Bilindiği üzere Öğretmenlik Meslek Kanunu TBMM’den çıktı, Resmî Gazete ’de yayımlanarak yürürlüğe girdi. Çok kapsamlı olması beklentisi ile eğitim çalışanlarının hemen her grubu büyük beklentiler içerisinde girdi. Fakat Öğretmenlik Meslek Kanunu sadece 3600 ek gösterge, kariyer basamakları sistemi gibi birkaç konu ile sınırlı kaldı.
İlçe milli eğitim müdürleri ve şube müdürleri genel idari hizmetler sınıfında yer aldıkları için uzman öğretmenlik ve başöğretmenlik imkanlarını kullanamamaktadırlar. Kamuda sorumluluk ile yetki dengesi çok önemlidir. Ücretlerde de bu dengenin gözetilmesi gerekmektedir. Şube müdürleri ve ilçe milli eğitim müdürlerinden gelen serzenişlere kulak verilmesi gerekmektedir bu serzenişleri kendi ağızlarından aktarmak istiyorum:
“Bizler okul müdürlerinin aldığı toplam ücrette kadar ücret alamıyoruz. Okul müdürleri uzman ve başöğretmen olabilirken şube müdürleri bu imkanlardan mahrum bırakılmaktadır.

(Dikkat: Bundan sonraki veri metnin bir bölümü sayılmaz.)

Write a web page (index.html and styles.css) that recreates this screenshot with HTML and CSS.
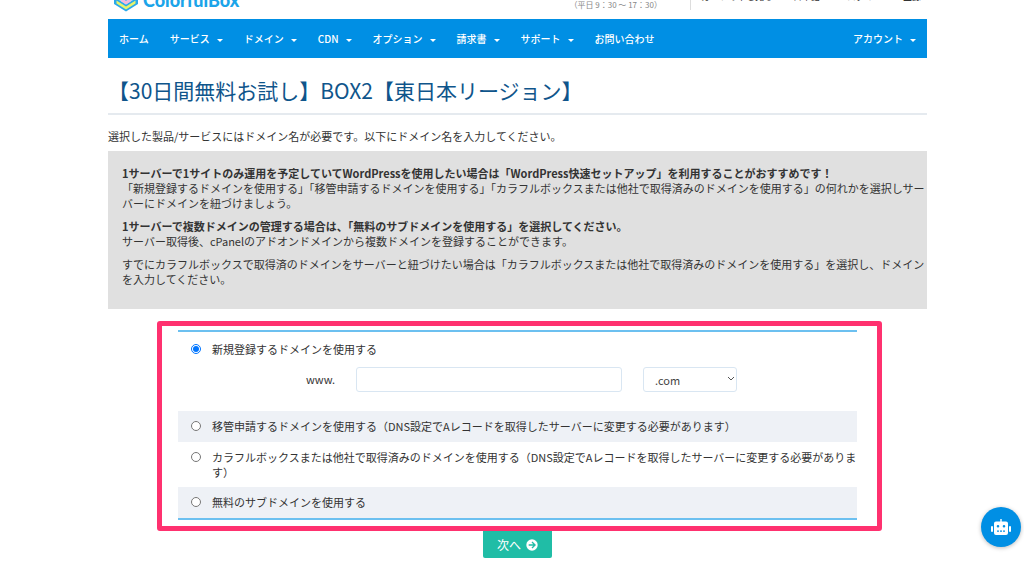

Okul idarecileri nöbet ücreti alabilmektedir, pansiyonlu okullarda nöbet tutabilmekte ve ücretini alabilmektedir. Okul idarecileri DYK kurslarında görev alabilmekte, duruma göre okullarında fazladan derse girebilmektedir. Netice itibarı ile 4000-45000 tl ek ders alan okul idarecileri bulunmakta ve toplam gelirler itibarı ile şube müdürleri ve ilçe milli eğitim müdürleri birçok okul idarecisinden daha az ücretle görev yapmaya çalışmaktayız.”
Ek Gösterge şube müdürlerine ve ilçe milli eğitim müdürlerine 4200 olarak uygulanmalıdır. Eğitime hazırlık ödeneğinin kendilerine de ödenmesi gerektiğini vurgulayan şube müdürleri ve ilçe milli eğitim müdürleri 2006 yılında uzmanlık sınavına girerek uzman öğretmen vasfını kazananların bu haklarının verilmesini talep etmektedirler.
MEB’in kamuoyuyla paylaştığı Öğretmenlik Meslek Kanunu ile ilgili yönetmelik çalışmasında bu taleplerin dikkate alınmasını bekleyen şube müdürleri çalışma barışının bozulmaması için özlük durumlarının gözden geçirilmesini talep etmektedirler.
Burada salt ücret karşılaştırması yaparak Milli Eğitim Teşkilatının iki kıymetli çalışma grubunu karşı karşıya getirmek niyetinde değiliz. Tüm okul idarecilerinin de yukarıda belirtilen kadar ücret almadığı da bir gerçek. Fakat sahada böyle bir sorun var, bir eğitim yazarı olarak sorunu gündeme taşımak yazarlık sorumluluğudur düşündeşindeyiz.
Tüm bu taleplerin kapsamlı bir çalışma ortamında ele alınması, sendikaların ve konunun taraflarının mutlaka dinlenmesi ve niteliği artıracak bir orta yolun bulunması önem arz etmektedir. Konu, Eğitim Bir Sen Genel Merkezine de iletilmiş durumdadır. Türkiye’nin en büyük eğitim sendikası olan Eğitim Bir Sen ve Genel Başkanı sayın Ali Yalçın bu ve buna benzer problem noktalarının çözüme kavuşması için MEB ile sürekli görüşmeler yapmaktadır. Aslolan sorunların iyi niyetle dile getirilmesi ve yetkililerin iyi niyetle sorunlara yaklaşmasıdır.